Input material:
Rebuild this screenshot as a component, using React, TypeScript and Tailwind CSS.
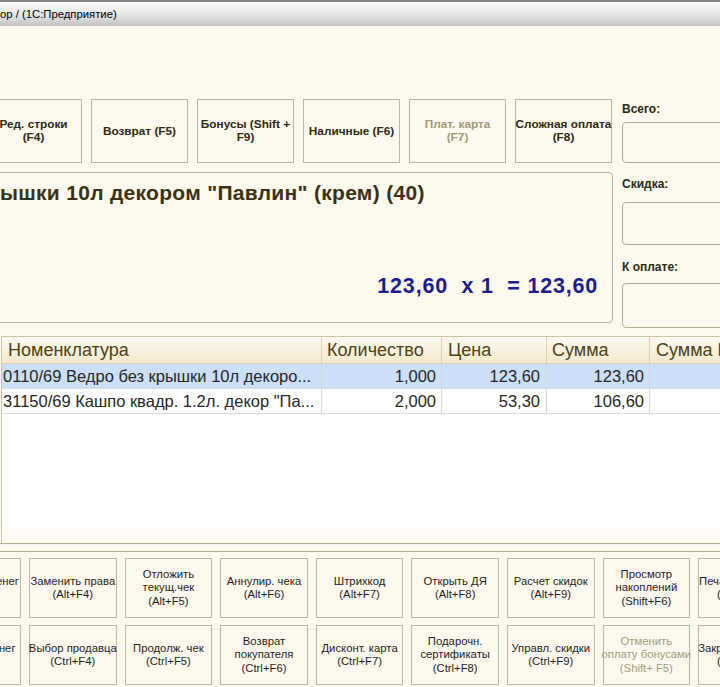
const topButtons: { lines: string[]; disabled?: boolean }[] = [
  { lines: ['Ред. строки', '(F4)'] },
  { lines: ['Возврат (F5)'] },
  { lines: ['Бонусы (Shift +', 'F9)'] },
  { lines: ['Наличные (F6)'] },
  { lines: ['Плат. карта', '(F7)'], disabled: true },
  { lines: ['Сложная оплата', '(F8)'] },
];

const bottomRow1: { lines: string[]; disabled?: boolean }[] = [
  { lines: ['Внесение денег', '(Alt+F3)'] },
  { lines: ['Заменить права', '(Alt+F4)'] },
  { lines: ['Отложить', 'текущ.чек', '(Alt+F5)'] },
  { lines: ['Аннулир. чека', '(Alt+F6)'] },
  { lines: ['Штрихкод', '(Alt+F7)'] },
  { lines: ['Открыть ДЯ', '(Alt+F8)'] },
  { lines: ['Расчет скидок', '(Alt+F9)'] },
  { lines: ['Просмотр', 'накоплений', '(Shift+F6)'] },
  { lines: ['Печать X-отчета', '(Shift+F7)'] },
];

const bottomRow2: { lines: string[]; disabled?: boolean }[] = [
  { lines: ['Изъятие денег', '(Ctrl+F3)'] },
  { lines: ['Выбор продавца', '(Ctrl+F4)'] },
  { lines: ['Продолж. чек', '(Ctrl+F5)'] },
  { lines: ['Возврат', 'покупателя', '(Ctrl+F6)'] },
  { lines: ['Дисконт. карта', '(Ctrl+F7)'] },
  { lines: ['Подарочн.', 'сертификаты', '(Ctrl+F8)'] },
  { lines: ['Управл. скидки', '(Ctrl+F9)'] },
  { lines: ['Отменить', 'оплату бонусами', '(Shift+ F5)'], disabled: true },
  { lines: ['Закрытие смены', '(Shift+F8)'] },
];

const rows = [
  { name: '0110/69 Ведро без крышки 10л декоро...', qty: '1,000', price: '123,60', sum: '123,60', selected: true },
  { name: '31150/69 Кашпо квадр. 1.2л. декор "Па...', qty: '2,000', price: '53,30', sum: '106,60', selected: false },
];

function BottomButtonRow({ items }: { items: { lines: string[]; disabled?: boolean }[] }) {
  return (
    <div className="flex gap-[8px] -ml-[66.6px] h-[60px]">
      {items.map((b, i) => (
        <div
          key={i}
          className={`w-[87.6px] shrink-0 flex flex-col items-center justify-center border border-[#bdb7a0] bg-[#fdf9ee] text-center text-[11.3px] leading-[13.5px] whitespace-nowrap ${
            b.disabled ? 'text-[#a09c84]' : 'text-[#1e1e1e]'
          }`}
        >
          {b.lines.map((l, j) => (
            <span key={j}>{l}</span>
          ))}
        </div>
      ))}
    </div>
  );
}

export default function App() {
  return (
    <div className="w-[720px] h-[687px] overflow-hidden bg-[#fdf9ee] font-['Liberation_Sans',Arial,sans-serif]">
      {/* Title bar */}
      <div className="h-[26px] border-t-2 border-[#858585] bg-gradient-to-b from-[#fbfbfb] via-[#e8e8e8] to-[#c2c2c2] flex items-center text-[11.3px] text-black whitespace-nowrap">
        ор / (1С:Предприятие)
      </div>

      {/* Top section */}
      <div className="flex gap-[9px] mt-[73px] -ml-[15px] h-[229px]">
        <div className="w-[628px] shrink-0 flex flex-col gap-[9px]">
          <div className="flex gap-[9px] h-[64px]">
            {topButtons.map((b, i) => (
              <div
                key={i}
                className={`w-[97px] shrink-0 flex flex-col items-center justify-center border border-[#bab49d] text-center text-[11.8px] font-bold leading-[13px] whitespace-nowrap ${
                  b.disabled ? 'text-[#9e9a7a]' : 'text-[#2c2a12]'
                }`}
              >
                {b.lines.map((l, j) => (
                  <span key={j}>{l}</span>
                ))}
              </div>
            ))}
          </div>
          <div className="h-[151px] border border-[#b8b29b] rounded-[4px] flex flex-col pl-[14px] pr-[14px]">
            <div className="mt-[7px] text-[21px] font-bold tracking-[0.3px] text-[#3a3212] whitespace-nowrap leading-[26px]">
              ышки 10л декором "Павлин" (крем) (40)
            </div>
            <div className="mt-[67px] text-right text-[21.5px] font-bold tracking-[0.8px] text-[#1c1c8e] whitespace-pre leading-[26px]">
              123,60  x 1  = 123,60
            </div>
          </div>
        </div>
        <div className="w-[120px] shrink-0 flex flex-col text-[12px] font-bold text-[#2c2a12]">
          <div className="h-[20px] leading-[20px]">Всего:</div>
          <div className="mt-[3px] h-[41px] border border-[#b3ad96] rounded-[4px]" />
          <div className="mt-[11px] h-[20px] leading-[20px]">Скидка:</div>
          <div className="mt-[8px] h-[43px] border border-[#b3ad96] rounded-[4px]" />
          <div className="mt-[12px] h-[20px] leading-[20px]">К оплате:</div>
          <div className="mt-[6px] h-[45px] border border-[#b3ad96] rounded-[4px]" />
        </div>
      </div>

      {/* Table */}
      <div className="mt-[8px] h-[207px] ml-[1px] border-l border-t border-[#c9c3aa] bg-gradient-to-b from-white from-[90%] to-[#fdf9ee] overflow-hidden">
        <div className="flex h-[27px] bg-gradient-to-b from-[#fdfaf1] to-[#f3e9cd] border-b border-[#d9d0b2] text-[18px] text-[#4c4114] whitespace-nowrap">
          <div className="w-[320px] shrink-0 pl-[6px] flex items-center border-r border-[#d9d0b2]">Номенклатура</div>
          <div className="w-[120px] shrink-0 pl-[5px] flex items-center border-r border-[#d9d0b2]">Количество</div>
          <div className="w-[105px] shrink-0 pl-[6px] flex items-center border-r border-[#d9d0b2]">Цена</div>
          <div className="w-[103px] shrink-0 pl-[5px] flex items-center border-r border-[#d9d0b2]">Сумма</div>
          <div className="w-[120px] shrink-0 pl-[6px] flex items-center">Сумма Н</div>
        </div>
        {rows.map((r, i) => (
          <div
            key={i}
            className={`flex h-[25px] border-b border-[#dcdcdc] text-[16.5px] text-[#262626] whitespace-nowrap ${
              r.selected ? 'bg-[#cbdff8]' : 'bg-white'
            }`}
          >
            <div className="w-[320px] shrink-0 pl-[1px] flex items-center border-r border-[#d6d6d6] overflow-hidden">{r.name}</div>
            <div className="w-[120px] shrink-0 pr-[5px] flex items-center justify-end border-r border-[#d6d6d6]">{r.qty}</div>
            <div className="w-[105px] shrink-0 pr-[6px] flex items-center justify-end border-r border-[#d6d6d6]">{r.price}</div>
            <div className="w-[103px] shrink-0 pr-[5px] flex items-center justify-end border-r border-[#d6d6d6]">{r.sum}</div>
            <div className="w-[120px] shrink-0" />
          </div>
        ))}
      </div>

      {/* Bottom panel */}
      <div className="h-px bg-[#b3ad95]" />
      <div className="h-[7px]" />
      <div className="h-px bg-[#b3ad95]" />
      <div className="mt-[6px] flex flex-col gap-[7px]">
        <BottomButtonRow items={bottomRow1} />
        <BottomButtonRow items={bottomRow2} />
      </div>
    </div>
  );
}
---
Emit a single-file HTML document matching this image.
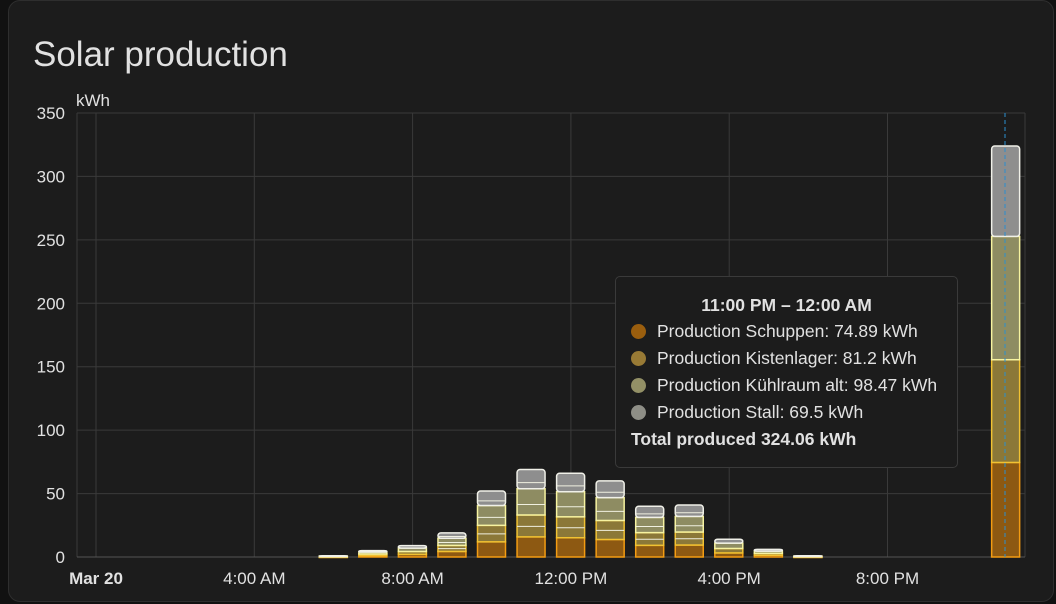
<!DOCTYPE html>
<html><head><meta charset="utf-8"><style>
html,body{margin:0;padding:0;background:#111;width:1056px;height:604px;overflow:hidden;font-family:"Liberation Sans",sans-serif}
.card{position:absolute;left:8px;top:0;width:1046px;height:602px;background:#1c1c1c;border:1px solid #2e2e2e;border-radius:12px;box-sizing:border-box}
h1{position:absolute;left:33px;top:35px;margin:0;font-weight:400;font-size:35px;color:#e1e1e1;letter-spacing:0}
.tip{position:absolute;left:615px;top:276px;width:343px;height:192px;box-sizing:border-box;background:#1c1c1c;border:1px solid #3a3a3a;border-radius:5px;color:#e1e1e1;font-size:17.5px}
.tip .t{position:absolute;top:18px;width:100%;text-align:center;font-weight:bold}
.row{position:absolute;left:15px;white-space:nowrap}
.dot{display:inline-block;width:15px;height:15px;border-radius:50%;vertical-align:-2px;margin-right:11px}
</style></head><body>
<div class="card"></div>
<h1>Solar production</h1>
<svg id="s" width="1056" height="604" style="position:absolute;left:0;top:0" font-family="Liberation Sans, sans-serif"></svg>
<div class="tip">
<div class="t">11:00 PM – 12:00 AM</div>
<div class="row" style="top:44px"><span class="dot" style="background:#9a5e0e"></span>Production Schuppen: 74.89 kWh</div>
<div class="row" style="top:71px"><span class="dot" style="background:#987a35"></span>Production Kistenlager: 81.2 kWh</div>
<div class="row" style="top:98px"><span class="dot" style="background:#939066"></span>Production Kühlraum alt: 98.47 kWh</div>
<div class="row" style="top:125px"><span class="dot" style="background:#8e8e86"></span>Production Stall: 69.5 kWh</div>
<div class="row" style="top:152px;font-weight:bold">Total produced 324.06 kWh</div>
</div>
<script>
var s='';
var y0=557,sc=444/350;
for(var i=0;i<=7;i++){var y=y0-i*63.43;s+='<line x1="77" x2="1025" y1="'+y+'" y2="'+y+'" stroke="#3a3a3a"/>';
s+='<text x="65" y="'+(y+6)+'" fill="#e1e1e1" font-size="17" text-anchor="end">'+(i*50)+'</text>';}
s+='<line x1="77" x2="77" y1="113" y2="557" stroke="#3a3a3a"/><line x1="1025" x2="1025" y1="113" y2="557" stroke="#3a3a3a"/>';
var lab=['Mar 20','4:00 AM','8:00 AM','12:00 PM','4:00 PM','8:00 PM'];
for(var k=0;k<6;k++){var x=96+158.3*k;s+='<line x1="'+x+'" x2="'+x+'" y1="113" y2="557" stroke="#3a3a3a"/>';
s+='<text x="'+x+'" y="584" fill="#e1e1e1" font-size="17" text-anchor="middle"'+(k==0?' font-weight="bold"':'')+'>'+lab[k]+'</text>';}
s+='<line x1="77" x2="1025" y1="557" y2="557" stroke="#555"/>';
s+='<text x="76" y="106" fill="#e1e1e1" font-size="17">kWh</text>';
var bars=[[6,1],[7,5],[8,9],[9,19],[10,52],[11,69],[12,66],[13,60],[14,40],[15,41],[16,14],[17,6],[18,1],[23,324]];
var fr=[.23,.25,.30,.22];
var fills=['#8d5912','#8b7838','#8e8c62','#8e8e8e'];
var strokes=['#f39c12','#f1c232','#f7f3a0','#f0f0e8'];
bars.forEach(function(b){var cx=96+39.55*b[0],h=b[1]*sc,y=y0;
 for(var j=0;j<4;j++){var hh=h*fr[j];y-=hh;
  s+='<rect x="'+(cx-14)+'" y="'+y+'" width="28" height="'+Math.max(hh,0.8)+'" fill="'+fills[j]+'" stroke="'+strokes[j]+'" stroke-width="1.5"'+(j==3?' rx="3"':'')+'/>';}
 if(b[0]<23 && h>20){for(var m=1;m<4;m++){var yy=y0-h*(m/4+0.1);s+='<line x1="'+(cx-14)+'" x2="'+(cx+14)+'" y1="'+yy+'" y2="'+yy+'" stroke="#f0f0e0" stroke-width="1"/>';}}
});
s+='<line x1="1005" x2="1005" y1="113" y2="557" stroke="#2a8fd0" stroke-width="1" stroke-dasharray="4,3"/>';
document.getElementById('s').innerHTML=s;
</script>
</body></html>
...
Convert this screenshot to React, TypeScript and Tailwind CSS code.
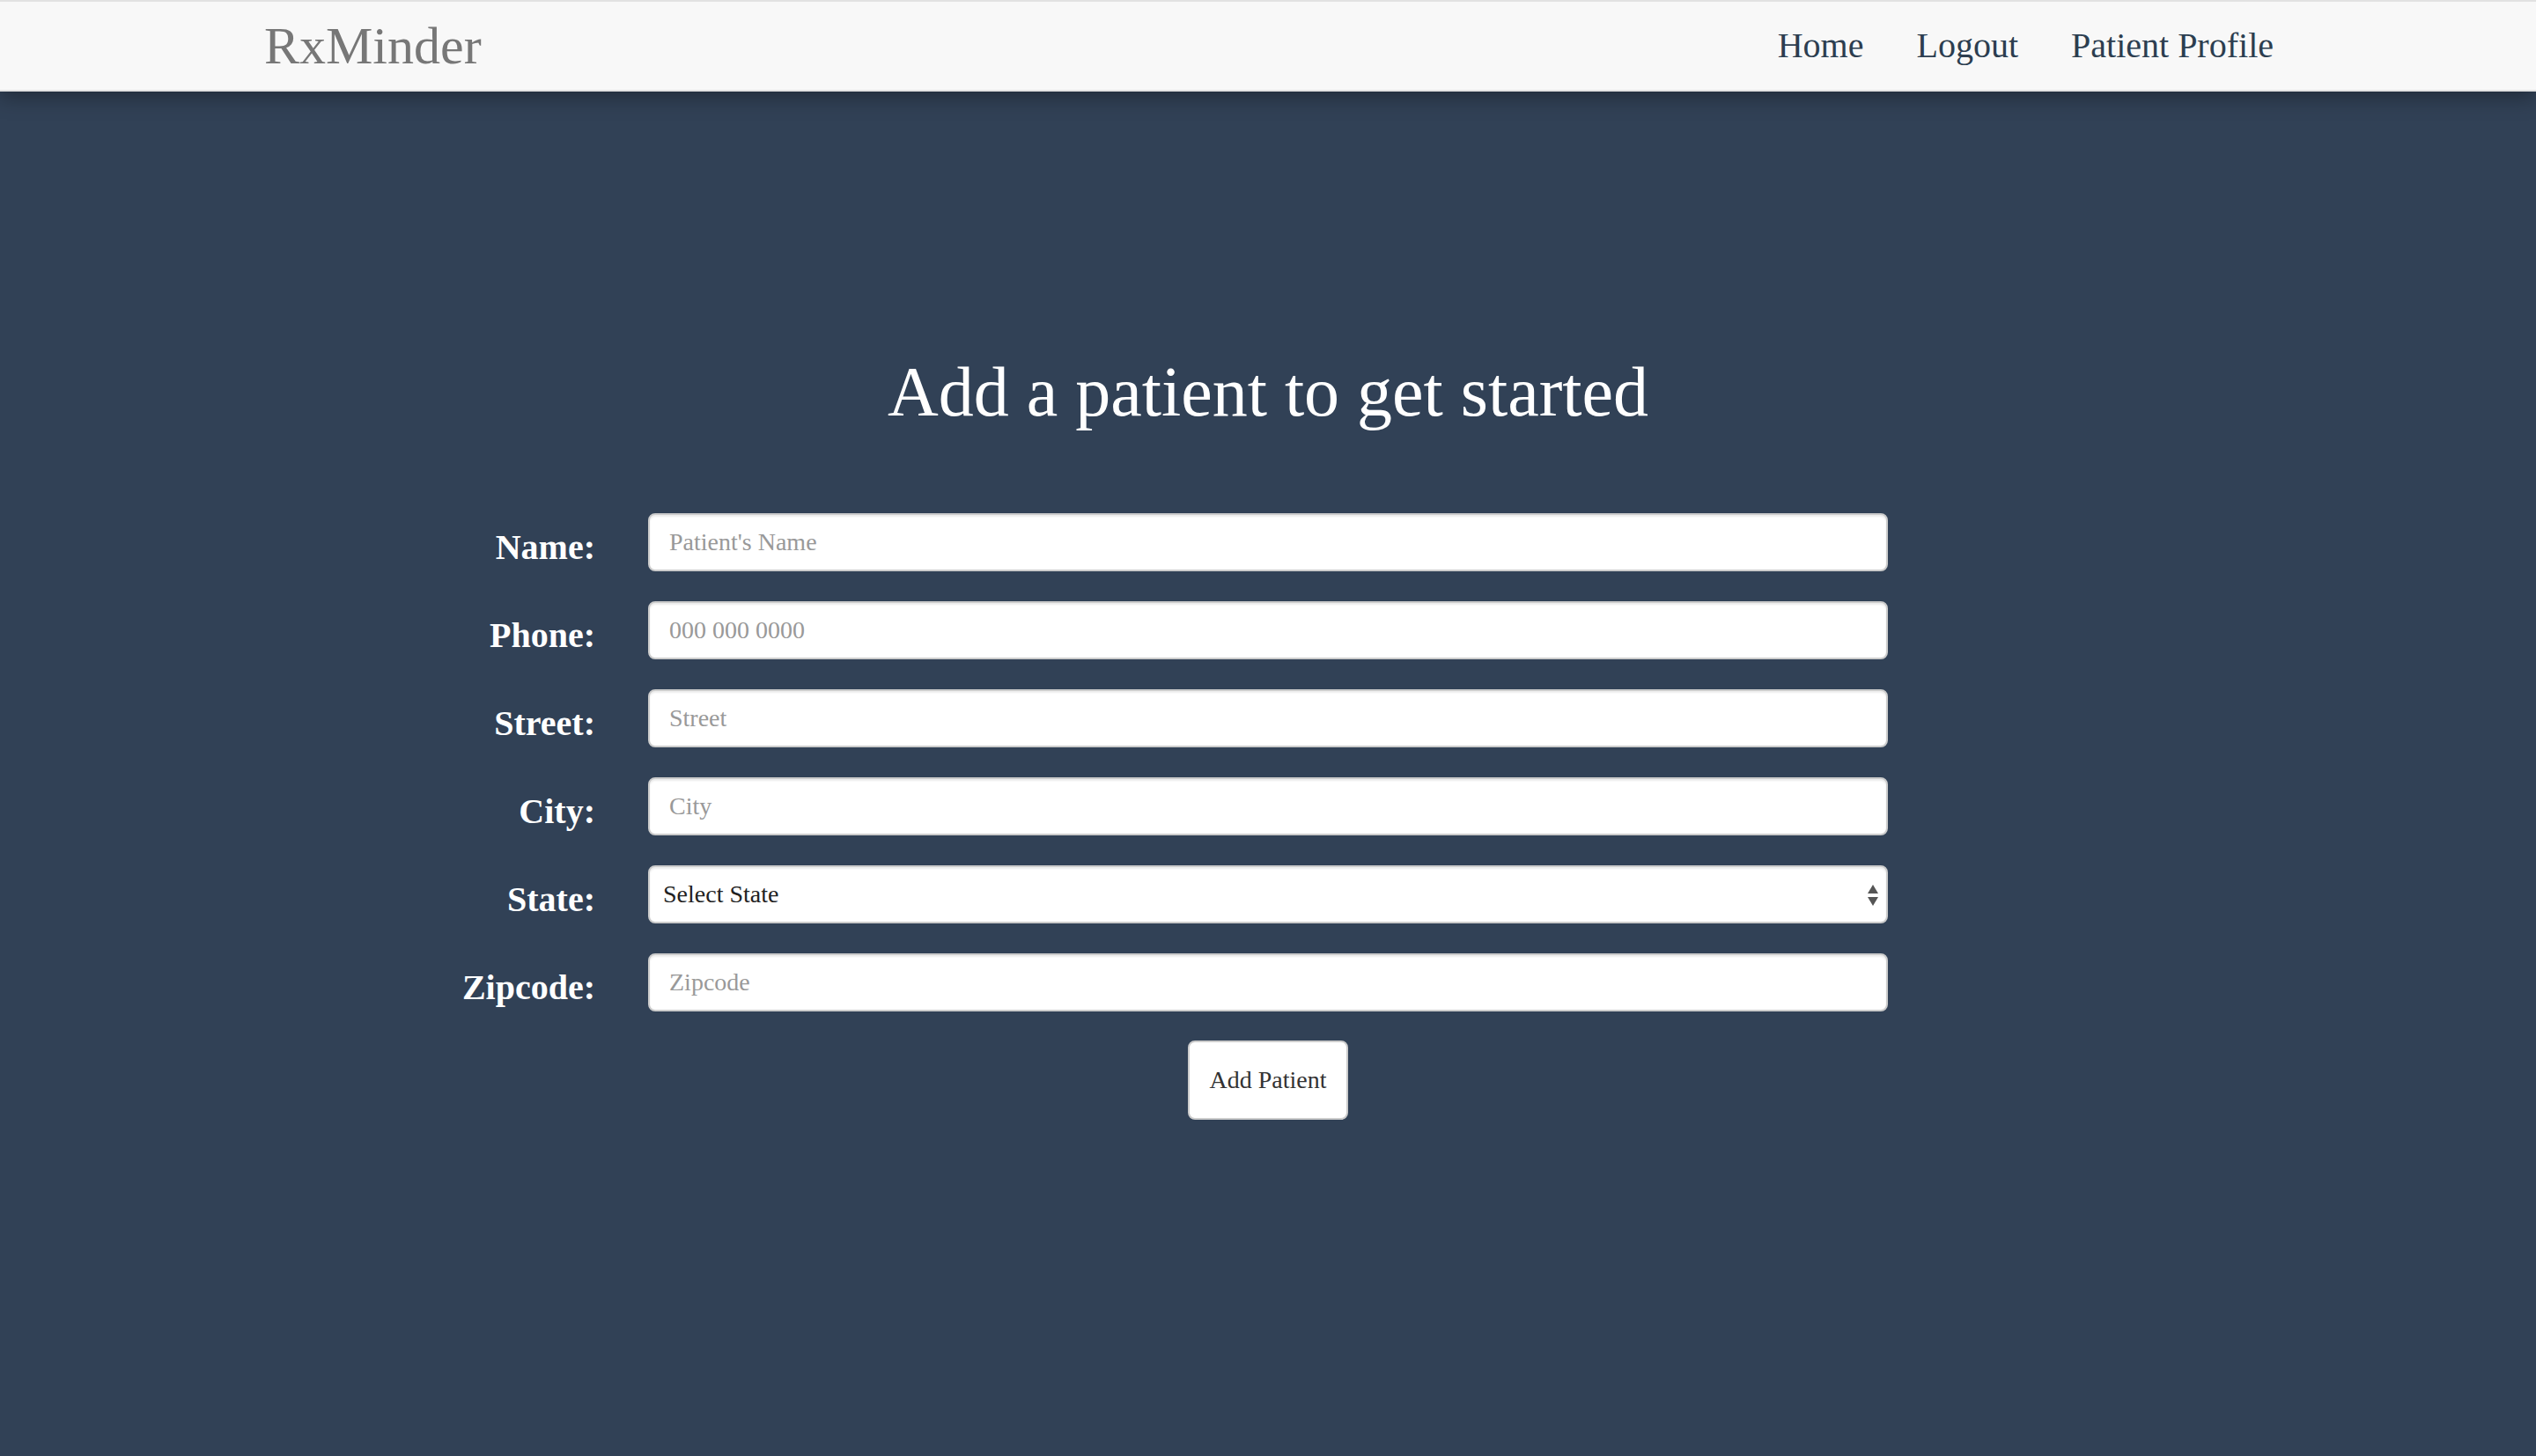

Task instructions: Examine the records and pull out every line where the string "this" occurs.

Response to the task:
Rebuild this screenshot as a component, using React, TypeScript and Tailwind CSS.
Emit a single-file HTML document matching this image.
Convert this screenshot to React, TypeScript and Tailwind CSS code.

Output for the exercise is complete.